His death shows the horror and unfairness of war. And the unecessity of war. I don't think the death of all those millions of people in WWII was essential. Or in any other wars. Human lives should not be lost for gaining power or land. I wish we could all live in peace.


I hated how he died too, in fact, i cried both in the movie and in the book when it happened. I think he did it because it showed how Liesel had changed, it showed what terrible things were happening in that time. It showed that even kids died. The way Liesel changed, was a major point for this book. I think that in order for a lot of the things to happen in her later life, and the way her life was shaped after that, Rudy had to die.
Ales Steiner had just come home from the army, its not the his fault that Rudy died.


it wasn't essential... it was sad and cruel. I cried so hard, I loved little Rudy<3


As extremely sad as it was, I do think it was essential to show how just one decision can change life in a major way; and that theme showed up often towards the end of the book. If Alex had made on decision differently, Rudy would have been the only one to survive. If Hans had decided not to change his seat in the truck, he would have died out there and never came home. If Liesel hadn't decided to write that night, she wouldn't have been in the basement and survived the bomb. Everything hinged on one decision that never seemed like a life-changing moment at the time.

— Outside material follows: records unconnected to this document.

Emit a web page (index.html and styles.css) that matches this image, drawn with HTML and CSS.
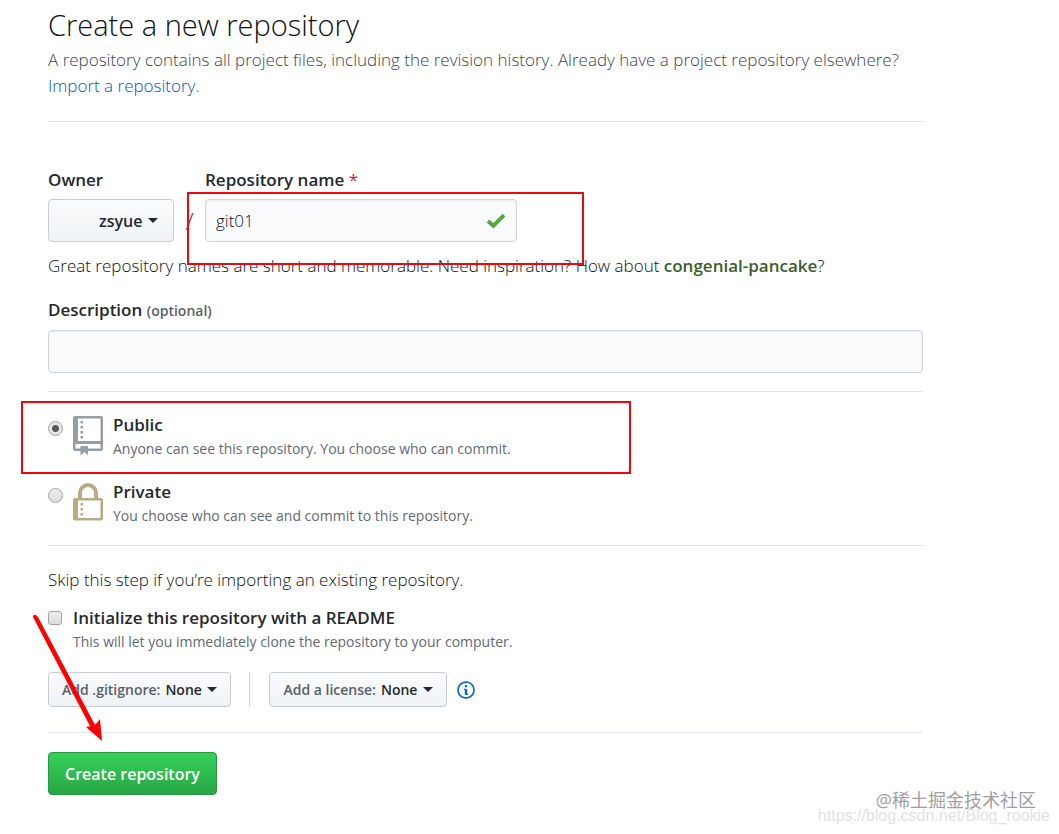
FILE: index.html
```html
<!DOCTYPE html>
<html lang="en">
<head>
    <meta charset="UTF-8">
    <meta name="viewport" content="width=device-width, initial-scale=1.0">
    <title>Create a new repository</title>
    <link rel="stylesheet" href="styles.css">
</head>
<body>
    <main class="container">
        <header class="subhead">
            <h1>Create a new repository</h1>
            <p>A repository contains all project files, including the revision history. Already have a project repository elsewhere? <a href="#">Import a repository.</a></p>
        </header>

        <form>
            <div class="name-row">
                <div class="field owner">
                    <label for="owner">Owner</label>
                    <div class="btn btn-owner">
                        <select id="owner"><option>zsyue</option></select>
                        <span class="caret"></span>
                    </div>
                </div>
                <span class="slash">/</span>
                <div class="field repo-name">
                    <label for="name">Repository name <span class="required">*</span></label>
                    <div class="input-wrap">
                        <input type="text" id="name" value="git01">
                        <svg class="check" viewBox="0 0 18 15"><path d="M1.5 7.5 L6.5 12 L16.5 2" fill="none" stroke="#58a63c" stroke-width="3.6"/></svg>
                    </div>
                </div>
            </div>
            <p class="hint">Great repository names are short and memorable. Need inspiration? How about <strong>congenial-pancake</strong>?</p>

            <div class="field description">
                <label for="description">Description <span class="optional">(optional)</span></label>
                <input type="text" id="description">
            </div>

            <div class="visibility">
                <div class="choice">
                    <input type="radio" name="visibility" id="public" checked>
                    <svg class="repo-icon" viewBox="0 0 30 40" fill="#959da5">
                        <path fill-rule="evenodd" d="M2 0H28Q30 0 30 2V33Q30 35 28 35H15V39.500L11.500 36L7.500 39.500V35H2Q0 35 0 33V2Q0 0 2 0ZM5 2.500V25H27.500V2.500ZM2.500 28V32.500H7.500V30H15V32.500H27.500V28Z"/>
                        <path d="M7.500 5H10V7.500H7.500ZM7.500 10H10V12.500H7.500ZM7.500 15H10V17.500H7.500ZM7.500 20H10V22.500H7.500Z"/>
                    </svg>
                    <div class="choice-text">
                        <label for="public">Public</label>
                        <p class="note">Anyone can see this repository. You choose who can commit.</p>
                    </div>
                </div>
                <div class="choice">
                    <input type="radio" name="visibility" id="private">
                    <svg class="repo-icon" viewBox="0 0 30 40" fill="#b9ac85">
                        <path fill-rule="evenodd" d="M5 15V10A10 10 0 0 1 25 10V15H28Q30 15 30 17V35.500Q30 37.500 28 37.500H2Q0 37.500 0 35.500V17Q0 15 2 15ZM9 15H21V10A6 6 0 0 0 9 10ZM5 17.500V35H27.500V17.500Z"/>
                        <path d="M7.500 20H10V22.500H7.500ZM7.500 25H10V27.500H7.500ZM7.500 30H10V32.500H7.500Z"/>
                    </svg>
                    <div class="choice-text">
                        <label for="private">Private</label>
                        <p class="note">You choose who can see and commit to this repository.</p>
                    </div>
                </div>
            </div>

            <div class="setup">
                <p>Skip this step if you’re importing an existing repository.</p>
                <div class="readme">
                    <input type="checkbox" id="readme">
                    <div>
                        <label for="readme">Initialize this repository with a README</label>
                        <p class="note">This will let you immediately clone the repository to your computer.</p>
                    </div>
                </div>
                <div class="extras">
                    <div class="btn btn-sm">
                        <label for="gitignore">Add .gitignore:</label>
                        <select id="gitignore"><option>None</option></select>
                        <span class="caret"></span>
                    </div>
                    <span class="divider"></span>
                    <div class="btn btn-sm">
                        <label for="license">Add a license:</label>
                        <select id="license"><option>None</option></select>
                        <span class="caret"></span>
                    </div>
                    <svg class="info" viewBox="0 0 14 16"><path fill="#0366d6" fill-rule="evenodd" d="M6.300 5.690a.942.942 0 0 1-.28-.7c0-.28.090-.52.280-.7.190-.18.420-.28.700-.28.280 0 .520.090.700.280.180.190.280.420.280.700 0 .280-.090.520-.280.700a1 1 0 0 1-.7.300c-.28 0-.52-.11-.7-.3zM8 7.990c-.02-.25-.11-.48-.31-.69-.2-.19-.42-.3-.69-.31H6c-.27.020-.48.130-.69.310-.2.200-.3.440-.31.690h1v3c.020.270.110.500.310.690.200.200.420.310.690.310h1c.270 0 .480-.11.690-.31.200-.19.300-.42.310-.69H8V7.980v.010zM7 2.300c-3.140 0-5.700 2.540-5.700 5.680 0 3.140 2.560 5.700 5.700 5.700s5.700-2.550 5.700-5.700c0-3.150-2.560-5.690-5.700-5.690v.010zM7 .980c3.860 0 7 3.140 7 7s-3.140 7-7 7-7-3.120-7-7 3.140-7 7-7z"/></svg>
                </div>
            </div>

            <button type="submit" class="btn-primary">Create repository</button>
        </form>
    </main>

    <!-- red marks over the form -->
    <div class="mark mark-name"></div>
    <div class="mark mark-public"></div>
    <svg class="arrow" viewBox="0 0 72 130" fill="#fe0000">
        <path d="M3 5 Q3 2 6 3 L8 5 L65 113 L61 116 Z"/>
        <path d="M72 129 L56 115 L62 114 L66 112 L70 107 Z"/>
    </svg>

    <div class="watermark">@稀土掘金技术社区</div>
    <div class="watermark-url">https://blog.csdn.net/Blog_rookie</div>
</body>
</html>
```
FILE: styles.css
```css
* {
    box-sizing: border-box;
}
body {
    position: relative;
    margin: 0;
    min-height: 100vh;
    background-color: #fff;
    color: #0d1114;
    font-family: "Open Sans", "Noto Sans CJK SC", sans-serif;
    font-size: 17px;
    font-weight: 300;
    line-height: 26px;
}
.container {
    max-width: 971px;
    padding: 6px 48px 38px;
}
h1, p {
    margin: 0;
    font-weight: 300;
}
h1 {
    font-size: 29px;
    line-height: 38px;
}
a {
    color: #0366d6;
    text-decoration: none;
}
input, select, button {
    margin: 0;
    font-family: inherit;
    color: inherit;
}
label, .btn select {
    color: #24292e;
    font-weight: 600;
}
.subhead {
    padding-bottom: 22px;
    margin-bottom: 45px;
    border-bottom: 1px solid #e1e4e8;
}
.subhead p {
    margin-top: 3px;
    color: #3c444c;
}
.subhead a {
    color: #0058c4;
}
.name-row {
    display: flex;
    align-items: flex-end;
}
.field {
    display: flex;
    flex-direction: column;
    gap: 6px;
}
.owner {
    width: 126px;
}
.slash {
    width: 31px;
    font-size: 24px;
    line-height: 43px;
    text-align: center;
    color: #3c444c;
}
.repo-name {
    width: 312px;
}
.required {
    color: #cb2431;
    font-weight: 400;
}
.input-wrap {
    position: relative;
}
input[type="text"] {
    display: block;
    width: 100%;
    height: 43px;
    padding: 0 10px;
    font-size: 17px;
    font-weight: 300;
    background-color: #fafbfc;
    border: 1px solid #d1d5da;
    border-radius: 4px;
    box-shadow: inset 0 1px 2px rgba(27, 31, 35, 0.075);
}
.check {
    position: absolute;
    top: 14px;
    right: 11px;
    width: 20px;
    height: 16px;
}
.btn {
    display: flex;
    align-items: center;
    height: 43px;
    padding: 0 15px;
    background-image: linear-gradient(#fafbfc, #eff3f6);
    border: 1px solid #c8ccd0;
    border-radius: 4px;
}
.btn select {
    appearance: none;
    padding: 0;
    border: 0;
    background: none;
    font-size: inherit;
}
.btn-owner {
    justify-content: flex-end;
    font-size: 16px;
}
.btn-sm {
    height: 35px;
    padding: 0 13px;
    font-size: 14px;
}
.btn-sm label {
    margin-right: 5px;
    color: #586069;
}
.caret {
    margin-left: 5px;
    border: 5px solid transparent;
    border-top-color: #24292e;
    border-bottom-width: 0;
}
.hint {
    margin-top: 11px;
}
.hint strong {
    color: #3b5f2b;
    font-weight: 600;
}
.description {
    margin-top: 18px;
}
.optional {
    font-size: 14px;
    color: #586069;
}
.visibility {
    margin-top: 18px;
    padding: 20px 0 16px;
    border-top: 1px solid #e1e4e8;
    border-bottom: 1px solid #e1e4e8;
}
.choice {
    display: flex;
    align-items: flex-start;
    min-height: 50px;
}
.choice + .choice {
    margin-top: 17px;
}
.choice-text label, .readme label {
    display: block;
}
.note {
    font-size: 14px;
    font-weight: 400;
    line-height: 22px;
    color: #626a73;
}
input[type="radio"], input[type="checkbox"] {
    appearance: none;
    flex: none;
    border: 1px solid #a3a3a3;
    background-image: linear-gradient(#ededed, #dcdcdc);
}
input[type="radio"] {
    width: 15px;
    height: 15px;
    margin: 9px 10px 0 0;
    border-radius: 50%;
}
input[type="radio"]:checked {
    background-image: radial-gradient(circle, #555 3px, #e6e6e6 4px);
}
input[type="checkbox"] {
    width: 14px;
    height: 14px;
    margin: 6px 11px 0 0;
    border-radius: 3px;
}
.repo-icon {
    flex: none;
    width: 30px;
    height: 40px;
    margin: 4px 10px 0 0;
}
.setup {
    padding: 21px 0 25px;
    margin-bottom: 19px;
    border-bottom: 1px solid #e1e4e8;
}
.readme {
    display: flex;
    align-items: flex-start;
    margin-top: 12px;
}
.extras {
    display: flex;
    align-items: center;
    margin-top: 19px;
}
.divider {
    width: 1px;
    height: 35px;
    margin: 0 19px 0 18px;
    background-color: #d1d5da;
}
.info {
    width: 18px;
    height: 20px;
    margin-left: 10px;
}
.btn-primary {
    height: 43px;
    padding: 0 16px;
    color: #fff;
    font-size: 16px;
    font-weight: 600;
    cursor: pointer;
    background-image: linear-gradient(#34d058, #28a745);
    border: 1px solid #26963f;
    border-radius: 4px;
}
/* annotations */
.mark {
    position: absolute;
    border: 2px solid #f0060b;
}
.mark-name {
    left: 187px;
    top: 192px;
    width: 397px;
    height: 73px;
}
.mark-public {
    left: 21px;
    top: 401px;
    width: 610px;
    height: 73px;
}
.arrow {
    position: absolute;
    left: 30px;
    top: 612px;
    width: 72px;
    height: 130px;
}
.watermark, .watermark-url {
    position: absolute;
    line-height: 20px;
    white-space: nowrap;
}
.watermark {
    right: 23px;
    bottom: 24px;
    font-size: 18px;
    font-weight: 400;
    color: #a0a0a0;
}
.watermark-url {
    right: 9px;
    bottom: 8px;
    font-family: "Liberation Sans", sans-serif;
    font-size: 16px;
    color: #e2e2e2;
}
```
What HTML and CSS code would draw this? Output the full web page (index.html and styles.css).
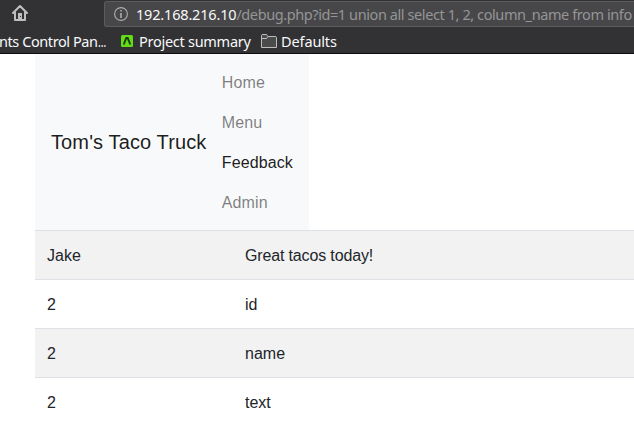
FILE: index.html
```html
<!DOCTYPE html>
<html lang="en">
<head>
<meta charset="utf-8">
<title>Tom's Taco Truck</title>
<link rel="stylesheet" href="styles.css">
</head>
<body>
<header class="browser">
  <div class="toolbar">
    <svg class="home" width="16" height="17" viewBox="0 0 16 17" fill="none" stroke="#bebebf" stroke-width="2" stroke-linejoin="round" stroke-linecap="round"><path d="M1 8 8 1l7 7M3 7.5V15h10V7.5"/><path d="M6 8h4v7H6z" fill="#bebebf" stroke="none"/><path d="M8 11h1v1H8z" fill="#323234" stroke="none"/></svg>
    <div class="address">
      <svg class="info" width="14" height="14" viewBox="0 0 14 14"><circle cx="7" cy="7" r="6.4" fill="none" stroke="#adadae" stroke-width="1.1"/><path d="M6.2 3h1.6v1.6H6.2zM6.2 6h1.6v5H6.2z" fill="#adadae"/></svg>
      <span class="host">192.168.216.10</span><span class="path">/debug.php?id=1 union all select 1, 2, column_name from info</span>
    </div>
  </div>
  <nav class="bookmarks">
    <span class="mark clipped">nts Control Pan<span class="dots">…</span></span>
    <svg class="favicon" width="12" height="12" viewBox="0 0 12 12"><rect width="12" height="12" rx="1.5" fill="#64db18"/><path d="M2.7 9.5 5.3 3h1.4l2.6 6.5" fill="none" stroke="#173b0c" stroke-width="1.9"/></svg>
    <span class="mark project">Project summary</span>
    <svg class="folder" width="16" height="14" viewBox="0 0 16 14" fill="#4b4b4c" stroke="#bdbdbe"><path d="M.5 13.5V1.2L1.2.5h4.3l1.3 2h8l.7.7v10.3z"/><path d="M.5 4.5h5l1.2-1.6"/></svg>
    <span class="mark defaults">Defaults</span>
  </nav>
</header>
<main class="page">
  <nav class="navbar">
    <a class="brand">Tom's Taco Truck</a>
    <ul class="links">
      <li>Home</li>
      <li>Menu</li>
      <li class="active">Feedback</li>
      <li>Admin</li>
    </ul>
  </nav>
  <table class="feedback">
    <tbody>
      <tr><td class="name">Jake</td><td class="message">Great tacos today!</td></tr>
      <tr><td>2</td><td>id</td></tr>
      <tr><td>2</td><td>name</td></tr>
      <tr><td>2</td><td>text</td></tr>
    </tbody>
  </table>
</main>
</body>
</html>
```
FILE: styles.css
```css
* { box-sizing: border-box; }
body {
  margin: 0;
  width: 634px;
  height: 434px;
  overflow: hidden;
  background: #fff;
  color: #212529;
  font: 16px/24px "Liberation Sans", Arial, sans-serif;
}
.browser {
  height: 54px;
  background: #323234;
  border-bottom: 1px solid #0c0c0d;
  font-family: "Noto Sans", sans-serif;
  font-size: 14.5px;
  white-space: nowrap;
  overflow: hidden;
}
.toolbar { display: flex; height: 28px; padding-top: 1px; }
.home { flex: none; margin: 4px 0 0 12px; }
.address {
  display: flex;
  align-items: center;
  flex: none;
  width: 530px;
  height: 26px;
  margin-left: 76px;
  padding-left: 9px;
  background: #474749;
  border: 1px solid #5c5c5e;
  border-right: 0;
  border-radius: 3px 0 0 3px;
}
.info { flex: none; margin-right: 8px; }
.host { color: #f9f9fa; letter-spacing: -0.18px; }
.path { color: #959596; letter-spacing: -0.41px; }
.bookmarks { display: flex; align-items: center; height: 25px; color: #f9f9fa; }
.mark { flex: none; }
.clipped { width: 121px; letter-spacing: -0.42px; text-indent: -1px; }
.dots { display: inline-block; text-indent: 0; transform: scaleX(.72); transform-origin: left; }
.favicon { flex: none; }
.project { margin-left: 6px; width: 122px; letter-spacing: -0.27px; }
.folder { flex: none; }
.defaults { margin-left: 4px; letter-spacing: -0.12px; }
.page { padding-left: 35px; }
.navbar {
  display: flex;
  align-items: center;
  width: 274px;
  height: 176px;
  padding: 8px 16px;
  background: #f8f9fa;
}
.brand { flex: none; margin-right: 15.4px; font-size: 20px; line-height: 30px; letter-spacing: .12px; color: rgba(0, 0, 0, .9); }
.links { margin: 0; padding: 0; list-style: none; letter-spacing: .1px; color: rgba(0, 0, 0, .5); }
.links li { padding: 9px 0 7px; }
.links .active { color: rgba(0, 0, 0, .9); }
.feedback { width: 599px; table-layout: fixed; border-collapse: collapse; }
.feedback td { height: 49px; padding: 13px 12px 11px; border-top: 1px solid #dee2e6; }
.feedback tr:nth-child(odd) { background: #f2f2f2; }
.feedback .name { width: 198px; }
.feedback .message { letter-spacing: -.15px; }
```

P Feb 03, 2018 03:03AM   0 votes
Rudy is synonymous of every innocent person who falls prey to the brutality of the insanity of a few led by some egoist insensitive political leader anywhere..anytime...in the world! If the question is the 'necessity' of someone dying....then the very question is unreasonable! Coz...actually where at all is the necessity of war?? And definitely, life is all about the choice one makes...consciously or otherwise! An after though of ifs and buts is the easiest thing to indulge in...most often with regret!
Fortunately the movie is as well directed, edited and enacted as the book is riveting!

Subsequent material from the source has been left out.